His face would require more drastic measures. Karen’s handiwork stared back at him in the bathroom mirror. During their scuffle the previous night, she’d managed to give him a crescent-shaped scrape on his cheek. He debated whether he should shave, which would, no doubt, sting. Instead, he pulled down some of Karen’s foundation makeup, sitting on the top shelf of the medicine cabinet. A dab here, a dab there didn’t quite do the masking job needed; it looked obvious, with a much darker tone than his Irish complexion. So, he pumped a palm full, smeared his entire face, and hoped that between the makeup and his day-old beard growth, Junie wouldn’t notice the scratch. Or at least not say anything.
He wolfed half a bagel while riding down in the elevator, and then fretted over the poppy seeds he was su
re were stuck in his teeth. Ten blasts of Binaca, swirling the liquid around his mouth and then a spit to the sidewalk, would have to suffice.
The Frick was Pickle’s favorite art collection in New York City. He’d arranged to meet Junie at the center of the former mansion, called the Garden Court, and was particularly eager to share the art in the Fragonard Room. Those paintings, known as The Progress of Love, depicted courtship in an era when women were revered for their refinement, for their subtlety, and for their demurring objections. That’s the way he saw, or idealized, Junie—as one of those pale lovelies, pumping their legs on swings knotted to a cantilevered tree limb, reading a book of poetry in one hand and holding a suitor’s advances back with the other. These eighteenth-century women were the original multitaskers, Pickle laughed to himself.
She was already waiting for him, sitting on a marble bench, dressed in black leggings and a blousy purple caftan top that draped below her knees. Thin calves poked out of the vivid color and disappeared into her ankle boots. She’d not bothered to fashion her hair in a braid this time. Instead, her curls had been set loose, going wild like rattlers all around her head. Yet, the overall effect was, strangely, sophisticated and very New York. He gathered himself up, walked over, and stood in front of her for several seconds, waiting to be noticed. She was engrossed in a slim volume of Raymond Carver short stories. Pickle nudged her boot with his wingtip. Startled, she quickly placed the book in her satchel and rose to greet him.
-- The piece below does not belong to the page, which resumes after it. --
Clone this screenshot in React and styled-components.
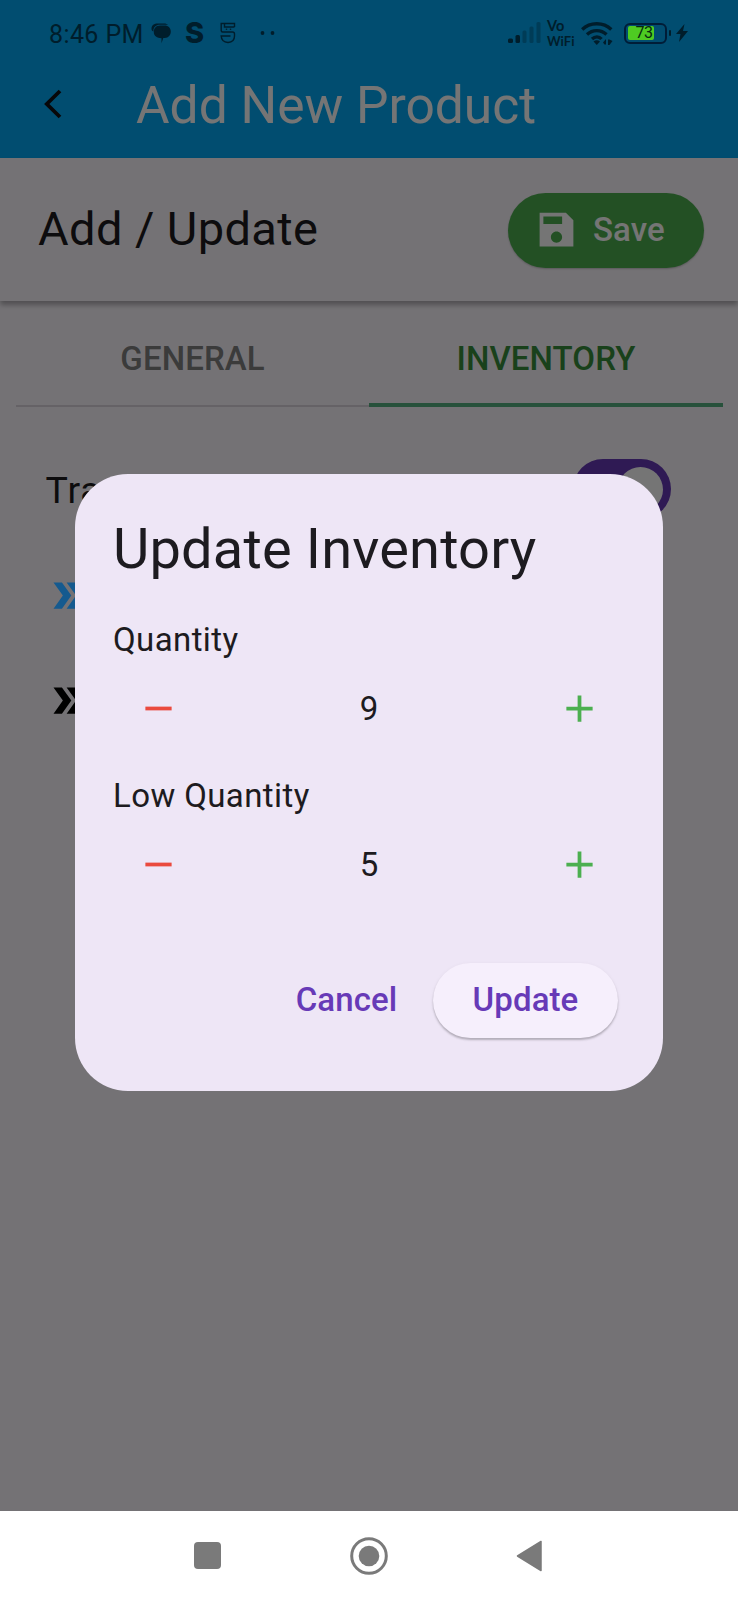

They stood opposite each other, about two feet apart, not sure which way their bodies would, or should, move. The kinetic confusion pushed laughter first out of Pickle and then Junie joined him. They giggled hard, gasping. They laughed about absolutely nothing. Nothing and everything.
Pickle cupped Junie’s elbow to guide her into the first grouping of enfilade rooms opposite the Fragonard section. Their movement from one work of art to the next felt loosely timed, almost like choreography in early stages, the exact steps not yet finalized for performance. With this blossoming symbiosis, the visual effect felt serene, as if strolling along the Seine in a Seurat painting.